While no price or availability date was announced for LG’s 55” OLED HDTV, its prototype drew big crowds at the opening press conference of the day. So big, in fact, that you can’t see the set with the madding crowds pushing in for a closer look.
What we do know is that the set uses what LG refers to as 4-Color Pixels (red, green, blue, and white) together with a Color Refiner for color consistency over a wide viewing angle.
An eye-opening infinite contrast ratio is also claimed. This is possible because OLED is a self-illuminating technology in which the individual pixels, in theory, can be completely turned off. Response time is also said to be 1000x faster than in LED/LED sets.
LG’s OLED TV is as pleasing aesthetically pleasing as it is technologically trend-setting.
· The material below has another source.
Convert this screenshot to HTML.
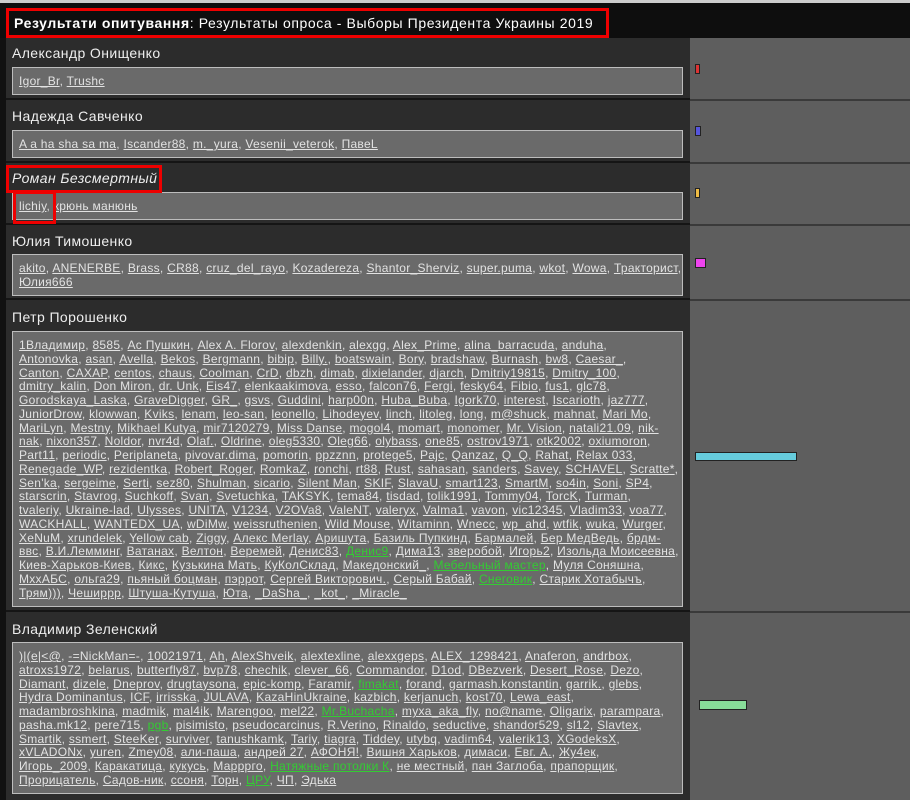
<!DOCTYPE html>
<html><head><meta charset="utf-8"><style>
*{margin:0;padding:0;box-sizing:border-box}
body{width:910px;height:800px;overflow:hidden;background:#111;font-family:"Liberation Sans","DejaVu Sans",sans-serif;position:relative}
.top{position:absolute;left:0;top:0;width:910px;height:3px;background:#ccc}
.hdr{position:absolute;left:0;top:3px;width:910px;height:35px;background:#0e0e0e}
.ttl{position:absolute;left:6px;top:8px;width:603px;height:30px;border:3px solid #e00;color:#fff;font-size:14px;line-height:24px;padding-left:5px;white-space:nowrap;letter-spacing:0.6px}
.ttl b{font-weight:bold}
.right{position:absolute;left:690px;top:38px;width:220px;height:762px;background:#5e5e5e}
.row{position:absolute;left:6px;width:684px;background:#2c2c2c;border-bottom:2px solid #151515}
.rsep{position:absolute;left:690px;width:220px;height:2px;background:#3a3a3a}
.nm{position:absolute;left:6px;color:#eee;font-size:14px;white-space:nowrap;letter-spacing:0.4px}
.box{position:absolute;left:6px;width:671px;background:#6a6a6a;border:1px solid #bdbdbd;padding:6px 2px 0 6px}
.box div{white-space:nowrap;font-size:12px;line-height:13.75px;color:#ddd;overflow:hidden;letter-spacing:0.28px}
u{color:#e2e2e2}
.g{color:#3c3}
.bar{position:absolute;border:1px solid #222}
.red{position:absolute;border:3px solid #e00}
</style></head><body>
<div class="top"></div>
<div class="hdr"></div>
<div class="ttl"><b>Результати опитування</b>: Результаты опроса - Выборы Президента Украины 2019</div>
<div class="right"></div>

<div class="row" style="top:38px;height:62px"><div class="nm" style="top:7px">Александр Онищенко</div>
<div class="box" style="top:29px;height:28px;padding-top:7px"><div><u>Igor_Br</u>, <u>Trushc</u></div></div></div>
<div class="rsep" style="top:99px"></div>

<div class="row" style="top:100px;height:63px"><div class="nm" style="top:8px">Надежда Савченко</div>
<div class="box" style="top:30px;height:28px;padding-top:7px"><div><u>A a ha sha sa ma</u>, <u>Iscander88</u>, <u>m._yura</u>, <u>Vesenii_veterok</u>, <u>ПавеL</u></div></div></div>
<div class="rsep" style="top:162px"></div>

<div class="row" style="top:163px;height:62px"><div class="nm" style="top:7px;font-style:italic">Роман Безсмертный</div>
<div class="box" style="top:29px;height:28px;padding-top:7px"><div><u>lichiy</u>, <u>крюнь манюнь</u></div></div></div>
<div class="rsep" style="top:224px"></div>

<div class="row" style="top:225px;height:75px"><div class="nm" style="top:8px">Юлия Тимошенко</div>
<div class="box" style="top:29px;height:42px;padding-top:7px"><div><u>akito</u>, <u>ANENERBE</u>, <u>Brass</u>, <u>CR88</u>, <u>cruz_del_rayo</u>, <u>Kozadereza</u>, <u>Shantor_Sherviz</u>, <u>super.puma</u>, <u>wkot</u>, <u>Wowa</u>, <u>Тракторист</u>,</div><div><u>Юлия666</u></div></div></div>
<div class="rsep" style="top:299px"></div>

<div class="row" style="top:300px;height:312px"><div class="nm" style="top:9px">Петр Порошенко</div>
<div class="box" style="top:31px;height:276px;padding-top:7px">
<div><u>1Владимир</u>, <u>8585</u>, <u>Ас Пушкин</u>, <u>Alex A. Florov</u>, <u>alexdenkin</u>, <u>alexgg</u>, <u>Alex_Prime</u>, <u>alina_barracuda</u>, <u>anduha</u>,</div>
<div><u>Antonovka</u>, <u>asan</u>, <u>Avella</u>, <u>Bekos</u>, <u>Bergmann</u>, <u>bibip</u>, <u>Billy.</u>, <u>boatswain</u>, <u>Bory</u>, <u>bradshaw</u>, <u>Burnash</u>, <u>bw8</u>, <u>Caesar_</u>,</div>
<div><u>Canton</u>, <u>CAXAP</u>, <u>centos</u>, <u>chaus</u>, <u>Coolman</u>, <u>CrD</u>, <u>dbzh</u>, <u>dimab</u>, <u>dixielander</u>, <u>djarch</u>, <u>Dmitriy19815</u>, <u>Dmitry_100</u>,</div>
<div><u>dmitry_kalin</u>, <u>Don Miron</u>, <u>dr. Unk</u>, <u>Eis47</u>, <u>elenkaakimova</u>, <u>esso</u>, <u>falcon76</u>, <u>Fergi</u>, <u>fesky64</u>, <u>Fibio</u>, <u>fus1</u>, <u>glc78</u>,</div>
<div><u>Gorodskaya_Laska</u>, <u>GraveDigger</u>, <u>GR_</u>, <u>gsvs</u>, <u>Guddini</u>, <u>harp00n</u>, <u>Huba_Buba</u>, <u>Igork70</u>, <u>interest</u>, <u>Iscarioth</u>, <u>jaz777</u>,</div>
<div><u>JuniorDrow</u>, <u>klowwan</u>, <u>Kviks</u>, <u>lenam</u>, <u>leo-san</u>, <u>leonello</u>, <u>Lihodeyev</u>, <u>linch</u>, <u>litoleg</u>, <u>long</u>, <u>m@shuck</u>, <u>mahnat</u>, <u>Mari Mo</u>,</div>
<div><u>MariLyn</u>, <u>Mestny</u>, <u>Mikhael Kutya</u>, <u>mir7120279</u>, <u>Miss Danse</u>, <u>mogol4</u>, <u>momart</u>, <u>monomer</u>, <u>Mr. Vision</u>, <u>natali21.09</u>, <u>nik-</u></div>
<div><u>nak</u>, <u>nixon357</u>, <u>Noldor</u>, <u>nvr4d</u>, <u>Olaf.</u>, <u>Oldrine</u>, <u>oleg5330</u>, <u>Oleg66</u>, <u>olybass</u>, <u>one85</u>, <u>ostrov1971</u>, <u>otk2002</u>, <u>oxiumoron</u>,</div>
<div><u>Part11</u>, <u>periodic</u>, <u>Periplaneta</u>, <u>pivovar.dima</u>, <u>pomorin</u>, <u>ppzznn</u>, <u>protege5</u>, <u>Pajc</u>, <u>Qanzaz</u>, <u>Q_Q</u>, <u>Rahat</u>, <u>Relax 033</u>,</div>
<div><u>Renegade_WP</u>, <u>rezidentka</u>, <u>Robert_Roger</u>, <u>RomkaZ</u>, <u>ronchi</u>, <u>rt88</u>, <u>Rust</u>, <u>sahasan</u>, <u>sanders</u>, <u>Savey</u>, <u>SCHAVEL</u>, <u>Scratte*</u>,</div>
<div><u>Sen'ka</u>, <u>sergeime</u>, <u>Serti</u>, <u>sez80</u>, <u>Shulman</u>, <u>sicario</u>, <u>Silent Man</u>, <u>SKIF</u>, <u>SlavaU</u>, <u>smart123</u>, <u>SmartM</u>, <u>so4in</u>, <u>Soni</u>, <u>SP4</u>,</div>
<div><u>starscrin</u>, <u>Stavrog</u>, <u>Suchkoff</u>, <u>Svan</u>, <u>Svetuchka</u>, <u>TAKSYK</u>, <u>tema84</u>, <u>tisdad</u>, <u>tolik1991</u>, <u>Tommy04</u>, <u>TorcK</u>, <u>Turman</u>,</div>
<div><u>tvaleriy</u>, <u>Ukraine-lad</u>, <u>Ulysses</u>, <u>UNITA</u>, <u>V1234</u>, <u>V2OVa8</u>, <u>ValeNT</u>, <u>valeryx</u>, <u>Valma1</u>, <u>vavon</u>, <u>vic12345</u>, <u>Vladim33</u>, <u>voa77</u>,</div>
<div><u>WACKHALL</u>, <u>WANTEDX_UA</u>, <u>wDiMw</u>, <u>weissruthenien</u>, <u>Wild Mouse</u>, <u>Witaminn</u>, <u>Wnecc</u>, <u>wp_ahd</u>, <u>wtfik</u>, <u>wuka</u>, <u>Wurger</u>,</div>
<div><u>XeNuM</u>, <u>xrundelek</u>, <u>Yellow cab</u>, <u>Ziggy</u>, <u>Алекс Merlay</u>, <u>Аришута</u>, <u>Базиль Пупкинд</u>, <u>Бармалей</u>, <u>Бер МедВедь</u>, <u>брдм-</u></div>
<div><u>ввс</u>, <u>В.И.Лемминг</u>, <u>Ватанах</u>, <u>Велтон</u>, <u>Веремей</u>, <u>Денис83</u>, <u class="g">Денис9</u>, <u>Дима13</u>, <u>зверобой</u>, <u>Игорь2</u>, <u>Изольда Моисеевна</u>,</div>
<div><u>Киев-Харьков-Киев</u>, <u>Кикс</u>, <u>Кузькина Мать</u>, <u>КуКолСклад</u>, <u>Македонский_</u>, <u class="g">Мебельный мастер</u>, <u>Муля Соняшна</u>,</div>
<div><u>МххАБС</u>, <u>ольга29</u>, <u>пьяный боцман</u>, <u>пэррот</u>, <u>Сергей Викторович.</u>, <u>Серый Бабай</u>, <u class="g">Снеговик</u>, <u>Старик Хотабычъ</u>,</div>
<div><u>Трям)))</u>, <u>Чеширрр</u>, <u>Штуша-Кутуша</u>, <u>Юта</u>, <u>_DaSha_</u>, <u>_kot_</u>, <u>_Miracle_</u></div>
</div></div>
<div class="rsep" style="top:611px"></div>

<div class="row" style="top:612px;height:188px;border-bottom:none"><div class="nm" style="top:9px">Владимир Зеленский</div>
<div class="box" style="top:30px;height:152px;padding-top:7px">
<div><u>)|(e|&lt;@</u>, <u>-=NickMan=-</u>, <u>10021971</u>, <u>Ah</u>, <u>AlexShveik</u>, <u>alextexline</u>, <u>alexxgeps</u>, <u>ALEX_1298421</u>, <u>Anaferon</u>, <u>andrbox</u>,</div>
<div><u>atroxs1972</u>, <u>belarus</u>, <u>butterfly87</u>, <u>bvp78</u>, <u>chechik</u>, <u>clever_66</u>, <u>Commandor</u>, <u>D1od</u>, <u>DBezverk</u>, <u>Desert_Rose</u>, <u>Dezo</u>,</div>
<div><u>Diamant</u>, <u>dizele</u>, <u>Dneprov</u>, <u>drugtaysona</u>, <u>epic-komp</u>, <u>Faramir</u>, <u class="g">fimakat</u>, <u>forand</u>, <u>garmash.konstantin</u>, <u>garrik.</u>, <u>glebs</u>,</div>
<div><u>Hydra Dominantus</u>, <u>ICF</u>, <u>irrisska</u>, <u>JULAVA</u>, <u>KazaHinUkraine</u>, <u>kazbich</u>, <u>kerjanuch</u>, <u>kost70</u>, <u>Lewa_east</u>,</div>
<div><u>madambroshkina</u>, <u>madmik</u>, <u>mal4ik</u>, <u>Marengoo</u>, <u>mel22</u>, <u class="g">Mr.Buchacha</u>, <u>myxa_aka_fly</u>, <u>no@name</u>, <u>Oligarix</u>, <u>parampara</u>,</div>
<div><u>pasha.mk12</u>, <u>pere715</u>, <u class="g">pgb</u>, <u>pisimisto</u>, <u>pseudocarcinus</u>, <u>R.Verino</u>, <u>Rinaldo</u>, <u>seductive</u>, <u>shandor529</u>, <u>sl12</u>, <u>Slavtex</u>,</div>
<div><u>Smartik</u>, <u>ssmert</u>, <u>SteeKer</u>, <u>surviver</u>, <u>tanushkamk</u>, <u>Tariy</u>, <u>tiagra</u>, <u>Tiddey</u>, <u>utybq</u>, <u>vadim64</u>, <u>valerik13</u>, <u>XGodeksX</u>,</div>
<div><u>xVLADONx</u>, <u>yuren</u>, <u>Zmey08</u>, <u>али-паша</u>, <u>андрей 27</u>, <u>АФОНЯ!</u>, <u>Вишня Харьков</u>, <u>димаси</u>, <u>Евг. А.</u>, <u>Жу4ек</u>,</div>
<div><u>Игорь_2009</u>, <u>Каракатица</u>, <u>кукусь</u>, <u>Марррго</u>, <u class="g">Натяжные потолки К</u>, <u>не местный</u>, <u>пан Заглоба</u>, <u>прапорщик</u>,</div>
<div><u>Прорицатель</u>, <u>Садов-ник</u>, <u>ссоня</u>, <u>Торн</u>, <u class="g">ЦРУ</u>, <u>ЧП</u>, <u>Эдька</u></div>
</div></div>

<div class="bar" style="left:695px;top:64px;width:5px;height:10px;background:#d33"></div>
<div class="bar" style="left:695px;top:126px;width:6px;height:10px;background:#55d"></div>
<div class="bar" style="left:695px;top:188px;width:5px;height:10px;background:#eb4"></div>
<div class="bar" style="left:695px;top:258px;width:11px;height:10px;background:#e4e"></div>
<div class="bar" style="left:695px;top:452px;width:102px;height:9px;background:#6cd"></div>
<div class="bar" style="left:699px;top:700px;width:48px;height:10px;background:#8d9"></div>

<div class="red" style="left:6px;top:165px;width:156px;height:28px"></div>
<div class="red" style="left:13px;top:191px;width:43px;height:33px"></div>
</body></html>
It’s passive 3D-capable and an incredible 4mm thin (about one-sixth of an inch) and a feather-light 17 lbs.
Updating its 80-inch LED-LCD TVs, Sharp announced the LC-80LE844U (seen in the center above sitting atop a car) and LC-80LC645U, both with full-array LED backlighting (but no local dimming), Quattron technology (which adds a yellow subpixel to red, green, and blue), 3D capabilities, built-in WiFi, and Sharp's new Aquos SmartCentral interface described earlier. The 844 boasts a refresh rate of 240Hz, while the 645 is 120Hz. Also unveiled was the 9 Series, including the 70-inch LC-70LE945U (left) and 60-inch LC-60LE945U (right) LED-backlit LCD TVs with local dimming, the first Sharp sets to provide this important feature.